The continued involvement of multiple guest tutors, from landscape practice and related areas, has ensured that the course remains grounded and externally facing, while simultaneously challenging students to become creative, independent, and critical thinkers who can effectively engage with complex problems associated with climate change and loss of biodiversity, which landscape architects must address.

Studio

Landscape Atelier 1a

Landscape Atelier 1a

This atelier entitled Space and Place tested students' ability to respond to challenges across three urban projects at varying scales. Situated within the Northern Quarter of Manchester, the brief encouraged students to explore the historical development of the city, its evolution, and the formation of its current urban fabric and public realm.

Project 1, Memory and Space, asked students to design a garden with a multi-layered concept derived from both a contextual analysis and a personal memory, bridging tangible spatial qualities with the intangible. The second project, Materiality and Space, involved a sensory exploration of the site, reinforced by a rigorous analysis of the surrounding context, and underpinned by seminal theories of urban space design. This resulted in exciting multi-faceted design frameworks, abstract form studies, and designs driven by multi-sensory human experience.

Community and Space, the final project, asked students to reclaim grey urban infrastructure to create a community park. Students selected end-user groups based on a demographic study, and developed inclusive schemes that redefined the landscape narrative. A diverse range of proposals emerged, including a healing garden, a youth community park, an urban meadow for mental health and wellbeing, and wetlands for the enhancement of birdlife in the city.

Landscape Atelier 1b

Landscape Atelier 1b

The second atelier of MLA1 focuses on a site located in the green belt of Stockport and challenged students to design across multiple scales from 1.5000 to 1.50. Entitled Sustainable Stockport. The brief asks students to; create a multi-functional, multi-dimensional landscape that supports future sustainable ways of living; incorporate mixed-use landscape to enhance the lives of the existing community of Stockport and a new intentional community; and engage with our global crises of climate change, biodiversity loss, and housing shortages.

During the site analysis phase, students collaborated in groups to explore the site through the lens of a given theme as follows: topography and flows; infrastructure and transport; programme, constructed forms, and the vernacular; habitats and biodiversity; social networks and nodes; and climate and environmental quality. The robust site analysis created a library of information that supported the group in generating multi-layered, complex strategic proposals informed by design rigour and rationale.

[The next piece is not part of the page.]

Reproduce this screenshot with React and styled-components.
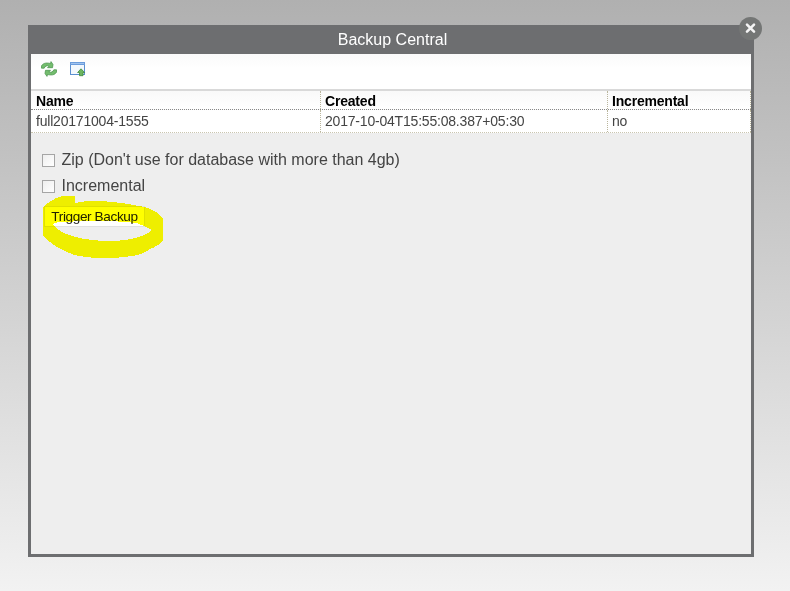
import React from 'react';
import styled, { createGlobalStyle } from 'styled-components';

const Global = createGlobalStyle`
  * { box-sizing: border-box; }
  html, body { margin: 0; height: 100%; }
  body { font-family: "Liberation Sans", Arial, sans-serif; overflow: hidden; color: #444; }
`;
const Page = styled.main`
  height: 591px;
  padding: 25px 36px 0 28px;
  background: linear-gradient(#b0b0b0, #f2f2f2);
`;
const Dialog = styled.section`
  position: relative;
  width: 726px;
  height: 532px;
  border: 3px solid #6d6e70;
  border-top: 0;
  border-radius: 0 12px 0 0;
  background: #eee;
`;
const TitleBar = styled.h1`
  margin: 0 -3px;
  height: 29px;
  border-radius: 0 12px 0 0;
  background: #6d6e70;
  color: #fff;
  font-size: 16px;
  font-weight: 400;
  line-height: 29px;
  text-align: center;
  padding-left: 3px;
`;
const CloseButton = styled.button`
  position: absolute;
  top: -8px;
  right: -11px;
  width: 23px;
  height: 23px;
  padding: 0;
  border: 0;
  border-radius: 50%;
  background: #747675;
  svg { display: block; }
`;
const Toolbar = styled.div`
  display: flex;
  align-items: flex-start;
  gap: 13px;
  height: 37px;
  padding: 7px 10px;
  background: linear-gradient(#fafafa, #fff 40%);
  border-bottom: 2px solid #d9d9d9;
  svg { display: block; }
`;
const Row = styled.div`
  display: grid;
  grid-template-columns: 290px 287px 143px;
  height: ${(p) => (p.$head ? 19 : 23)}px;
  background: ${(p) => (p.$head ? 'linear-gradient(#f9f9f9, #fff)' : '#fff')};
  border-bottom: 1px dotted ${(p) => (p.$head ? '#888' : '#c9c5b0')};
  color: ${(p) => (p.$head ? '#000' : '#444')};
  font-size: 14px;
  letter-spacing: -0.2px;
  font-weight: ${(p) => (p.$head ? 700 : 400)};
  line-height: ${(p) => (p.$head ? 20 : 22)}px;
`;
const Cell = styled.div`
  padding-left: 4px;
  border-right: 1px dotted #b9b59c;
  white-space: nowrap;
  &:first-child { padding-left: 5px; }
`;
const Options = styled.div`
  display: flex;
  flex-direction: column;
  align-items: flex-start;
  padding: 14px 11px;
`;
const Option = styled.label`
  display: flex;
  align-items: center;
  gap: 6.5px;
  height: 26px;
  font-size: 16px;
  white-space: nowrap;
`;
const Checkbox = styled.input`
  appearance: none;
  width: 13px;
  height: 13px;
  margin: 1px 0 0;
  border: 1px solid #a5a5a5;
  background: linear-gradient(135deg, #eee, #fff);
`;
const Trigger = styled.button`
  height: 21px;
  width: 101px;
  margin: 7px 0 0 2px;
  padding: 0;
  border: 1px solid #e0e0e0;
  background: #fff;
  color: #222;
  font: 13.6px "Liberation Sans", Arial, sans-serif;
  letter-spacing: -0.38px;
`;
const Marker = styled.svg`
  position: absolute;
  left: 9px;
  top: 168px;
  mix-blend-mode: multiply;
  pointer-events: none;
`;

const RefreshIcon = () => (
  <svg width="16" height="16" viewBox="0 0 16 16" fill="#74bd6e" stroke="#438f48" strokeWidth=".7" strokeLinejoin="round">
    <path d="M.5 7.200V4.800C2.500 1.800 5.500 1.600 9.500 2.500L10 .6 12 3.500 11.500 6.700H6.500L8.200 5C5.500 4.300 4 5.200 3.200 7.200Z" />
    <path d="M15.500 8.800V11.200C13.500 14.200 10.500 14.400 6.500 13.500L6 15.400 4 12.500 4.500 9.300H9.500L7.800 11C10.500 11.700 12 10.800 12.800 8.800Z" />
  </svg>
);

const WindowUpIcon = () => (
  <svg width="16" height="16" viewBox="0 0 16 16">
    <rect x=".5" y="1.500" width="14" height="12" fill="#f3f8fd" stroke="#5b8fd0" />
    <path d="M0 2.500h15" stroke="#6b9cdc" strokeWidth="3" />
    <path d="M1 2.500h13" stroke="#a0c3ee" strokeWidth="1" />
    <path d="M11 7.800l3.600 3.700H13V14.700H9.500V11.500H7.600Z" fill="#6db65f" stroke="#3d883d" strokeWidth=".8" />
  </svg>
);

export default function App() {
  return (
    <Page>
      <Global />
      <Dialog>
        <TitleBar>Backup Central</TitleBar>
        <Toolbar>
          <RefreshIcon />
          <WindowUpIcon />
        </Toolbar>
        <Row $head><Cell>Name</Cell><Cell>Created</Cell><Cell>Incremental</Cell></Row>
        <Row><Cell>full20171004-1555</Cell><Cell>2017-10-04T15:55:08.387+05:30</Cell><Cell>no</Cell></Row>
        <Options>
          <Option><Checkbox type="checkbox" />Zip (Don't use for database with more than 4gb)</Option>
          <Option><Checkbox type="checkbox" />Incremental</Option>
          <Trigger>Trigger Backup</Trigger>
        </Options>
        <Marker width="128" height="70" viewBox="40 193 128 70" shapeRendering="crispEdges">
          <path fill="#ff0" fillRule="evenodd" d="M62 196H75V203Q88 200 102 201L122 203L145 207Q157 211 163 218V241Q158 246 150 249Q142 255 132 256Q103 260 87 257Q75 256 67 252L57 247L47 240L43 236V208Q49 200 62 196ZM53 224Q55 222 66 222Q95 219 137 223L144 226L152 230Q146 235 136 238Q124 241 112 241Q90 241 76 237Q57 232 53 224Z" />
        </Marker>
        <CloseButton aria-label="Close">
          <svg width="23" height="23" viewBox="0 0 23 23"><path d="M8 7.700l7 7M15 7.700l-7 7" stroke="#f4f4f4" strokeWidth="2.600" strokeLinecap="round" /></svg>
        </CloseButton>
      </Dialog>
    </Page>
  );
}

Through investigating the local context of the site in Stockport while simultaneously exploring global pressures, students refined individual proposals by designing key areas within their overall masterplan, demonstrating both the experience and technical qualities of an integrated landscape system and the life of an interconnected sustainable community.

Humanities

Landscape Studies 1a

Landscape Studies 1a

LS1A introduced alternative perspectives on the history of landscape architecture. The traditional canon of landscape architecture focuses on stylistic developments overlooking the social, political and cultural factors that underlie landscape creation. In this unit we explored the structures of power that underpin landscape architecture through six key themes of NATURE, GENDER, RACE, CLASS, POLITICS, TERRITORY. Through these thematic discussions we questioned the traditional canon set forward in Jellicoe’s ‘The Landscape of Man’ to question the ‘imagined line of progress’ (Raxworthy 2018) and instead explore some of the ‘many different versions of history’ (John Dixon Hunt).

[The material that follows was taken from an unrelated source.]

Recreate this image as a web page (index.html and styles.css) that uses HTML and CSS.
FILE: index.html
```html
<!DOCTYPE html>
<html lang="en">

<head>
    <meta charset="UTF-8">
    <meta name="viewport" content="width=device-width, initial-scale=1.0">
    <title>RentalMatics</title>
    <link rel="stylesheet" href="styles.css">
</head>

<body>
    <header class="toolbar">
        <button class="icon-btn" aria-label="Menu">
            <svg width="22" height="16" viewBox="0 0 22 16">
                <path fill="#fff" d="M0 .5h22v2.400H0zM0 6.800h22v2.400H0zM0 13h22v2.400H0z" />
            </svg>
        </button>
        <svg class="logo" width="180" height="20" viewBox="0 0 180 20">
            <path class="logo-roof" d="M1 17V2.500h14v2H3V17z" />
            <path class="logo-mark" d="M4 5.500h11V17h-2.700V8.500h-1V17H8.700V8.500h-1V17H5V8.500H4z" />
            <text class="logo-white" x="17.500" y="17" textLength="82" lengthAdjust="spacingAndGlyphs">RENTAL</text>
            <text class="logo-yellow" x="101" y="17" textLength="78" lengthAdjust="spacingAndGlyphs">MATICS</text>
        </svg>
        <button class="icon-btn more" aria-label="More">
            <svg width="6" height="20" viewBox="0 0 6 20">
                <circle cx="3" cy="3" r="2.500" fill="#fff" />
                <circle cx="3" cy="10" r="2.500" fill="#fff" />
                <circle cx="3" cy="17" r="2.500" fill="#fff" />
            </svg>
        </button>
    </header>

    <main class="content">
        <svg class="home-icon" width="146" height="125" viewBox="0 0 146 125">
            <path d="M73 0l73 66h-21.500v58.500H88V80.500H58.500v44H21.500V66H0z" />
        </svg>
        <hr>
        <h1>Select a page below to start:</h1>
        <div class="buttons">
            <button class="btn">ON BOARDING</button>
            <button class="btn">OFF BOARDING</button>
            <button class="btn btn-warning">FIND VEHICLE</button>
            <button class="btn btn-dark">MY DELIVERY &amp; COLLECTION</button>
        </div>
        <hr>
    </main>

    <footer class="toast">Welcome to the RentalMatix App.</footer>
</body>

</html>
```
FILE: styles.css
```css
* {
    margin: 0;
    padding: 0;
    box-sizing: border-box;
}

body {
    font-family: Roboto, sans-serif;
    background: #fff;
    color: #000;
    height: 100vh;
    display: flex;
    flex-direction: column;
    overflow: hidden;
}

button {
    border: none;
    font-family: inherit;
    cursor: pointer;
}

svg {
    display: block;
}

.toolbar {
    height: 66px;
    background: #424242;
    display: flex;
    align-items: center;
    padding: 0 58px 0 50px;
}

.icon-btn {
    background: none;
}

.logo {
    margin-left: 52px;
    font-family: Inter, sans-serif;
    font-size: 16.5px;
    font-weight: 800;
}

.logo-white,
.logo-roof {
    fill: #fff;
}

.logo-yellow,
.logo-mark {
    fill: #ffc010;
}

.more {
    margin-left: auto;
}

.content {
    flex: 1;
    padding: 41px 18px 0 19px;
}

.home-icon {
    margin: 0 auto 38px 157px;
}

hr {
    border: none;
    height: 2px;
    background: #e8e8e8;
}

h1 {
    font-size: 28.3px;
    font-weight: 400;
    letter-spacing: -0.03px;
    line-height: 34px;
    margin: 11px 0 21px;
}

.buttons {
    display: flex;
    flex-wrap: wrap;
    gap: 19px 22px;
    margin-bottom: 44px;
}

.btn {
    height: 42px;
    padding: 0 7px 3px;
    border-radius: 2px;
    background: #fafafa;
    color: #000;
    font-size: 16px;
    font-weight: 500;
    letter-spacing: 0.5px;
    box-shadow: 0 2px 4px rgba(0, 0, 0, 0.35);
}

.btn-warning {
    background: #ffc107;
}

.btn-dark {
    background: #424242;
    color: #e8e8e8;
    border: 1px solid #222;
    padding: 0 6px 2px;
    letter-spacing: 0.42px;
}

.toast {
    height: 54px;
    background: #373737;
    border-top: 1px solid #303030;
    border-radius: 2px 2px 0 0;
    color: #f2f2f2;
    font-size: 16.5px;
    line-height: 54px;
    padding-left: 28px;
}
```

We adopted ‘epistemic disobedience’ (Raxworthy 2018) to reorient our approach towards landscape history, encompassing other knowledges and practices by decentring the European-, male-, white-, cis-, middle class-, dominated histories of our conventional subject textbooks.

Together the students compiled 20 global case studies exploring intersectional aspects of a range of historic landscapes from prehistoric India and the Bhimbetka painted rock shelters, to Bolivian cultural landscapes and Wangari Maathai’s role in the creation of the Nairobi Green Belt.’

Landscape Studies 1b

Landscape Studies 1b

The Architecture, Climate, and Society course takes a key contemporary thematic that is at the forefront of academic and professional activities in architecture and landscape architecture: critically understanding the climate emergency. Through situating our contemporary predicament within a long history of architectural engagement with energy, nature and climate, and through engaging with knowledge from allied disciplines such as geography and sociology, the unit helped clarify student thinking in relation to addressing the climate crisis.

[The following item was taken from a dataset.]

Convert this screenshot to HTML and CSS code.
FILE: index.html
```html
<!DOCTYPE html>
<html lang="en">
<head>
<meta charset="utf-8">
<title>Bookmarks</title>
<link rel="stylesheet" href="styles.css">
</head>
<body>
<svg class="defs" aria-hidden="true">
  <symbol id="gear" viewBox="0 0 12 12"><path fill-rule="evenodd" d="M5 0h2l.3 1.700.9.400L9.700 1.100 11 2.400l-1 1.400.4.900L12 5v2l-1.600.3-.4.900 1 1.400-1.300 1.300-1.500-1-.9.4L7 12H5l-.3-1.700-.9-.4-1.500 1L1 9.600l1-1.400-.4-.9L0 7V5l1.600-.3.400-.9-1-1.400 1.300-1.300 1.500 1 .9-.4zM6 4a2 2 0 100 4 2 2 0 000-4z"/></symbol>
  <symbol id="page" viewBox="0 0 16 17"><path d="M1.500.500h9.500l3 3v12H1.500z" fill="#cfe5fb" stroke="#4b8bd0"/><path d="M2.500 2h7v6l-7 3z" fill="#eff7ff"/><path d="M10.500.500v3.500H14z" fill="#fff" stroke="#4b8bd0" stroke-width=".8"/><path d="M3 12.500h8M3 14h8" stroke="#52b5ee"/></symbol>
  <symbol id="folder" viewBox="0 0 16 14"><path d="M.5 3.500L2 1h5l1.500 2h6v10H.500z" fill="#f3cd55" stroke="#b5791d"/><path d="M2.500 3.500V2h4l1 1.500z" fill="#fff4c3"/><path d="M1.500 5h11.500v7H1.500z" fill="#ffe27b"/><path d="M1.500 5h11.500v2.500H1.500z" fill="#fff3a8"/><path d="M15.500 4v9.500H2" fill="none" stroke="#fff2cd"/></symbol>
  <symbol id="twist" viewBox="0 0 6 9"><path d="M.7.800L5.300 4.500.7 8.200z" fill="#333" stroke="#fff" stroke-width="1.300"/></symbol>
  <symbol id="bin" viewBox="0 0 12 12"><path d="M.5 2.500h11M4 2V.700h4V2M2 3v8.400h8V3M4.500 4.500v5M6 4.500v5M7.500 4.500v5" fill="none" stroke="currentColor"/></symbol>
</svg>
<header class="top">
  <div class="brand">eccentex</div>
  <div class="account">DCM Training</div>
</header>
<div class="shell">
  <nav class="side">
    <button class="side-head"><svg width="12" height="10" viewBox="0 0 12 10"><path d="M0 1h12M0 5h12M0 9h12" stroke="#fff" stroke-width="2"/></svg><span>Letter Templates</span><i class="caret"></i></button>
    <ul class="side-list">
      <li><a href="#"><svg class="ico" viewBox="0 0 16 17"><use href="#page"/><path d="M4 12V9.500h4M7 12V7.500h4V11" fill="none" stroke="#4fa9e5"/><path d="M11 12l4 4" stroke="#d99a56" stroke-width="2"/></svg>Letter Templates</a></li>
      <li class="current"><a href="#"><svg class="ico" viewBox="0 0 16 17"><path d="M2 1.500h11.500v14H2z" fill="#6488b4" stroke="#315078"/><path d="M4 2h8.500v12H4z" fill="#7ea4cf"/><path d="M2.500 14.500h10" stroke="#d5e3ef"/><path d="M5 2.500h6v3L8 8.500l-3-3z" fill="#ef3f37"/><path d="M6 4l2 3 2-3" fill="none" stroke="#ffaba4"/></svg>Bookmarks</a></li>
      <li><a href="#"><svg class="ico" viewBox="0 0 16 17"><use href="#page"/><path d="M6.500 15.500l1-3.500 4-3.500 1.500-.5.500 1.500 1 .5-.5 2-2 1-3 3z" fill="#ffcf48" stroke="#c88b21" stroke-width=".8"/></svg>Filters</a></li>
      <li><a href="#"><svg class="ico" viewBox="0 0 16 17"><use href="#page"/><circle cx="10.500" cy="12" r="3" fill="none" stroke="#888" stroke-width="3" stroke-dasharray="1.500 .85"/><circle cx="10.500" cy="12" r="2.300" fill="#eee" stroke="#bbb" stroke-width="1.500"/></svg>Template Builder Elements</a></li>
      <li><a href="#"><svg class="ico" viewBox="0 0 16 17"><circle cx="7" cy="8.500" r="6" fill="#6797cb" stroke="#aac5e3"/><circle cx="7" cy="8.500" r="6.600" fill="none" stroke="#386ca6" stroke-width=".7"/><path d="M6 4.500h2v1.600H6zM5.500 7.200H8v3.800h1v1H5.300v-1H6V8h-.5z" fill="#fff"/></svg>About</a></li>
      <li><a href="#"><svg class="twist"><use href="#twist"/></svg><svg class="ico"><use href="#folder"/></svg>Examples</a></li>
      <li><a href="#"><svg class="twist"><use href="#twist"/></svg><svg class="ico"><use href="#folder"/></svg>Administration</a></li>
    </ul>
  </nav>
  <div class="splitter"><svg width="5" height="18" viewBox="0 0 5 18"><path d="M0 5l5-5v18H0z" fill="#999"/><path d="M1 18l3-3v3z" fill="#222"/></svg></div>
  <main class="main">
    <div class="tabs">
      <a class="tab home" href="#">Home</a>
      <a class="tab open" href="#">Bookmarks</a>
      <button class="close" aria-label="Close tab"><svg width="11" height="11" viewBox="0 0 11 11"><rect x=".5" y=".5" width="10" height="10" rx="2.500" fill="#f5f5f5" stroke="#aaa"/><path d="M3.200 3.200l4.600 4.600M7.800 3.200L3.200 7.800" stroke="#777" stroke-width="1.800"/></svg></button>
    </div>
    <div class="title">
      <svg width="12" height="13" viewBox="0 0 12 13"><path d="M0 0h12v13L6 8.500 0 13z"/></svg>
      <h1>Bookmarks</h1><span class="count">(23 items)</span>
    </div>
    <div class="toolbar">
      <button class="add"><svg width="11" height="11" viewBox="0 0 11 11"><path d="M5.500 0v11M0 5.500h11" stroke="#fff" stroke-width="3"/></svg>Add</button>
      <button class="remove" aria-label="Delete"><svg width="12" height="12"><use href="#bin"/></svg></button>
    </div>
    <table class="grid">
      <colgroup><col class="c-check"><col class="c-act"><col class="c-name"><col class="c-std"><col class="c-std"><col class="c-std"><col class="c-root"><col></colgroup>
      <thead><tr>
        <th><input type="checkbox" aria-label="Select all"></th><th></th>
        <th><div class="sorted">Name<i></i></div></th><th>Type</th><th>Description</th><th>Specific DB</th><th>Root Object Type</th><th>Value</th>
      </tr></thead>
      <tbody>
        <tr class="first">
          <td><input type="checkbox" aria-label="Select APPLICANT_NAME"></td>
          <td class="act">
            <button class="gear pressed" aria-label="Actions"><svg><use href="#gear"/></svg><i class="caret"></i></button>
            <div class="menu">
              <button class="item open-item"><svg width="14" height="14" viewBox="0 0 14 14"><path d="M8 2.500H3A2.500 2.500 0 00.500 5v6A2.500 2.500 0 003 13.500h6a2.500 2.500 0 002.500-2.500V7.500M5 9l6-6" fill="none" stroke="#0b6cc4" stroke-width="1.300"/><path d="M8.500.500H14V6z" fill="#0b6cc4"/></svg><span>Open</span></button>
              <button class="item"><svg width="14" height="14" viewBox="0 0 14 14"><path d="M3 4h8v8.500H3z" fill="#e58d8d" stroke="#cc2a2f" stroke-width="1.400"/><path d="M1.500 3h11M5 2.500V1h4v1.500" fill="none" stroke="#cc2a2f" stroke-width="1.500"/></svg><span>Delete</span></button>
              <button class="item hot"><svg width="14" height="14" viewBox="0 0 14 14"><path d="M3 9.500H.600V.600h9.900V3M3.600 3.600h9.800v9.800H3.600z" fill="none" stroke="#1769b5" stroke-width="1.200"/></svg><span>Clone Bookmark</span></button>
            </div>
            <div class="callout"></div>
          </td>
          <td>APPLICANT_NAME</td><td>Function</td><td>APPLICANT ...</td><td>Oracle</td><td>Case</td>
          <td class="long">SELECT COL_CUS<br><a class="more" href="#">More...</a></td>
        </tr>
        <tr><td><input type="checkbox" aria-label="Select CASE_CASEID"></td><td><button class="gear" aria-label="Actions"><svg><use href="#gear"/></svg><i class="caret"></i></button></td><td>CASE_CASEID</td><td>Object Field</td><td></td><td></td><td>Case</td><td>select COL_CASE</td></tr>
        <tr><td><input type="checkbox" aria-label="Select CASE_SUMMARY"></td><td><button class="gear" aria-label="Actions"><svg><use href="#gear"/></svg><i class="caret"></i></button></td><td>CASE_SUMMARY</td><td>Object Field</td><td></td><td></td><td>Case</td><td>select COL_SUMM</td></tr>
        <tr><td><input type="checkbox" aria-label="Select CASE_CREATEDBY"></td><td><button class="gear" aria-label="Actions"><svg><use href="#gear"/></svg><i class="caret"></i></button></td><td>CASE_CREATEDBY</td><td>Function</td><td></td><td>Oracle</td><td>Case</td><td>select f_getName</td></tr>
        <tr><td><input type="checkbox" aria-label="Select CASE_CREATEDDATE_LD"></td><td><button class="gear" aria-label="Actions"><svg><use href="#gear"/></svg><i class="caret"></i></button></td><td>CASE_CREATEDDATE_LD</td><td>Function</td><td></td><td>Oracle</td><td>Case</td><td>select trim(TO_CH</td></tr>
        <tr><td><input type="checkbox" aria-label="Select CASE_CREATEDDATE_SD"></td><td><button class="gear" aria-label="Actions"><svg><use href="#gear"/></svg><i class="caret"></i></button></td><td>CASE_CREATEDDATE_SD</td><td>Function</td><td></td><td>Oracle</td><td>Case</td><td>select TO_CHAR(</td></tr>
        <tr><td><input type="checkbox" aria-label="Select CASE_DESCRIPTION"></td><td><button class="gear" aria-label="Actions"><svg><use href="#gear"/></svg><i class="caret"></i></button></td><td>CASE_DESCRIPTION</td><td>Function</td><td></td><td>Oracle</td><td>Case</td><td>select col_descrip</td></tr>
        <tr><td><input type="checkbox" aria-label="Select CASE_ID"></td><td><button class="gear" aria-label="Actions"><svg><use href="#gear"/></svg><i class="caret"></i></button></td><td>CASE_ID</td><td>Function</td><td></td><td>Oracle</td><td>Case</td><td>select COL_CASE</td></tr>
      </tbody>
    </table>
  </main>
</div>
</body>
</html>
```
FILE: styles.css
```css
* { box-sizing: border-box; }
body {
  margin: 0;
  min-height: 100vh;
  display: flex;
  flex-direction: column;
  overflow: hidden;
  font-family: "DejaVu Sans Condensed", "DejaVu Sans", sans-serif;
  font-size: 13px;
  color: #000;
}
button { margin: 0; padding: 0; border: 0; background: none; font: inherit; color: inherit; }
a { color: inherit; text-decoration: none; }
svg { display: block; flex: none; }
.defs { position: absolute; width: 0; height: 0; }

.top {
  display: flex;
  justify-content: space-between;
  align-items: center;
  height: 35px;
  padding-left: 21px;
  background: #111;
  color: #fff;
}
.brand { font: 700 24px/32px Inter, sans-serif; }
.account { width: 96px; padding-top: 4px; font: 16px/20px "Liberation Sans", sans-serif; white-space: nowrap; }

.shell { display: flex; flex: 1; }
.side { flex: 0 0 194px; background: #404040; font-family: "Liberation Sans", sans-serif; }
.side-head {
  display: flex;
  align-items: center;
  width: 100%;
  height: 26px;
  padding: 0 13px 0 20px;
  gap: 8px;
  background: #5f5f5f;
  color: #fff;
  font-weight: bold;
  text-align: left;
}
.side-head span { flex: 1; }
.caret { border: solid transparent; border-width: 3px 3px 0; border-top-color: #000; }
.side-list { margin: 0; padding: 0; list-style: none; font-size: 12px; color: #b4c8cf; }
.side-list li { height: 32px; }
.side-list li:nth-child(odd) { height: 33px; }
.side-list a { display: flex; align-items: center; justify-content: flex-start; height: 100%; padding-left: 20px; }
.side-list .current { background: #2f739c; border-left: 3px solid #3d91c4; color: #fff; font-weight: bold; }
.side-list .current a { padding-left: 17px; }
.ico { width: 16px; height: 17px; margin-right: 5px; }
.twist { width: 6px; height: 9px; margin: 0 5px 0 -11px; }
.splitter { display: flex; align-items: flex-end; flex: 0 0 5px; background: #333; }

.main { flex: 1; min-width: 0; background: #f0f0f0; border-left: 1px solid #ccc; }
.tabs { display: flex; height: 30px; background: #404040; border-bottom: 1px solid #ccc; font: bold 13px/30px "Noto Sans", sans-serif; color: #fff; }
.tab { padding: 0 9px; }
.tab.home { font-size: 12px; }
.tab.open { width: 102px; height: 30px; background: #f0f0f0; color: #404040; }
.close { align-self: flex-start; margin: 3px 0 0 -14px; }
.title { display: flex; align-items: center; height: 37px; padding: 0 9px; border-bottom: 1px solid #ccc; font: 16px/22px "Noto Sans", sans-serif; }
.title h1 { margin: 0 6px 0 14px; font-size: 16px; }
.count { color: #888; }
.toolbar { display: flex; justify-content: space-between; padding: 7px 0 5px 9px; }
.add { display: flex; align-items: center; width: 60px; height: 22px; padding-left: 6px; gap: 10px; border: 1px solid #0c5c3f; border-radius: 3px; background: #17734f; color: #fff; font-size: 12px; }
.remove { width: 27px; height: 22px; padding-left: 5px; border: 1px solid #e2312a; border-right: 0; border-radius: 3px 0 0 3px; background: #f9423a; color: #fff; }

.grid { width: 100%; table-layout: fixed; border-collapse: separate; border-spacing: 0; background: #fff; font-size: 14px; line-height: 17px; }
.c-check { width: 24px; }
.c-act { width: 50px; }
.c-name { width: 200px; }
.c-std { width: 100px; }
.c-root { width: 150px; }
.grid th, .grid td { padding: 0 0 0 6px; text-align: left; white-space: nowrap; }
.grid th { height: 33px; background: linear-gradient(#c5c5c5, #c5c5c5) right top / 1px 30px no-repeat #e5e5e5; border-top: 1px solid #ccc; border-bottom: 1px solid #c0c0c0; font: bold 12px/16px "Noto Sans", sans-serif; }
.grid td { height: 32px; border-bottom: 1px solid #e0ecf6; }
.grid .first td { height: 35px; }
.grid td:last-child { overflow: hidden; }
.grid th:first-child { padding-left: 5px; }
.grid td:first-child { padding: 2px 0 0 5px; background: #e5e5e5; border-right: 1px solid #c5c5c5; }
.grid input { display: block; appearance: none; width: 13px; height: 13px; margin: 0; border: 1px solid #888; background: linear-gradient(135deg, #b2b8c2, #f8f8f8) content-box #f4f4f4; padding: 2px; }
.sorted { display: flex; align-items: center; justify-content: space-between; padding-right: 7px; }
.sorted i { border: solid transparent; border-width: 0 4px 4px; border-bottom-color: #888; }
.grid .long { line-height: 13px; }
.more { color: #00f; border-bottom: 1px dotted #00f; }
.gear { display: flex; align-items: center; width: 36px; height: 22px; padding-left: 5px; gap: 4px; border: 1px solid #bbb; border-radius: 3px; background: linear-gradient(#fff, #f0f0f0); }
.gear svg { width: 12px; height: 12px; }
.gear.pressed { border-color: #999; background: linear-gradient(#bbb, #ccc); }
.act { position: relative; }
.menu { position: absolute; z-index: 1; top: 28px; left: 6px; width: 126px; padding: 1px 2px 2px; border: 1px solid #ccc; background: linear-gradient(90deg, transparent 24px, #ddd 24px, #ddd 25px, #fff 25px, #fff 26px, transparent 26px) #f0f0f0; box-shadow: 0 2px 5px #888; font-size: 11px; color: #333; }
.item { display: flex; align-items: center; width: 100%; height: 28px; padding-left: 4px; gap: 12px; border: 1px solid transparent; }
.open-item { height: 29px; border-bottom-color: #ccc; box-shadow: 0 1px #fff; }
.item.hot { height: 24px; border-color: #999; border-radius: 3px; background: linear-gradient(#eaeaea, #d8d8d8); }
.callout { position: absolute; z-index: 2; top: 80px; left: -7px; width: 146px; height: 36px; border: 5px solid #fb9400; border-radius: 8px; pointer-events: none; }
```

LS1b students created reading diaries on key texts addressing the climate crisis, they were asked to visually represent their critical understanding of each text along with a written critical narrative.

Technology

Landscape Studies 2a

Landscape Studies 2a (Technology)

Landscape Studies 2a introduces students to a range of processes and systems which are generators of landscape, and goes on to explore the materials of landscape, both living and inert. Students are introduced to plants and hard materials through direct engagement with, and analysis of, the designed landscape, undertaking site surveys and background research on a range of sites. Staff and guest speakers provide contextual information through a series of case studies, giving further insight into design decisions and material choices, and the wide range of considerations which underlie these.

Landscape Studies 2b

Landscape Studies 2b (Technology)

Landscape Studies 2b builds on students’ developing understanding of materiality in landscape architecture and challenges them to apply this knowledge to a specific case study. The unit initially provides familiarisation with professional conventions in drawings and specification through a detailed study of a particular site and analysis of a full suite of construction drawings. This insight into the multiple technical issues underlying a complex, built landscape subsequently enables students to apply this knowledge through a series of detailed material studies leading to alternative design drawings for selected areas of the site.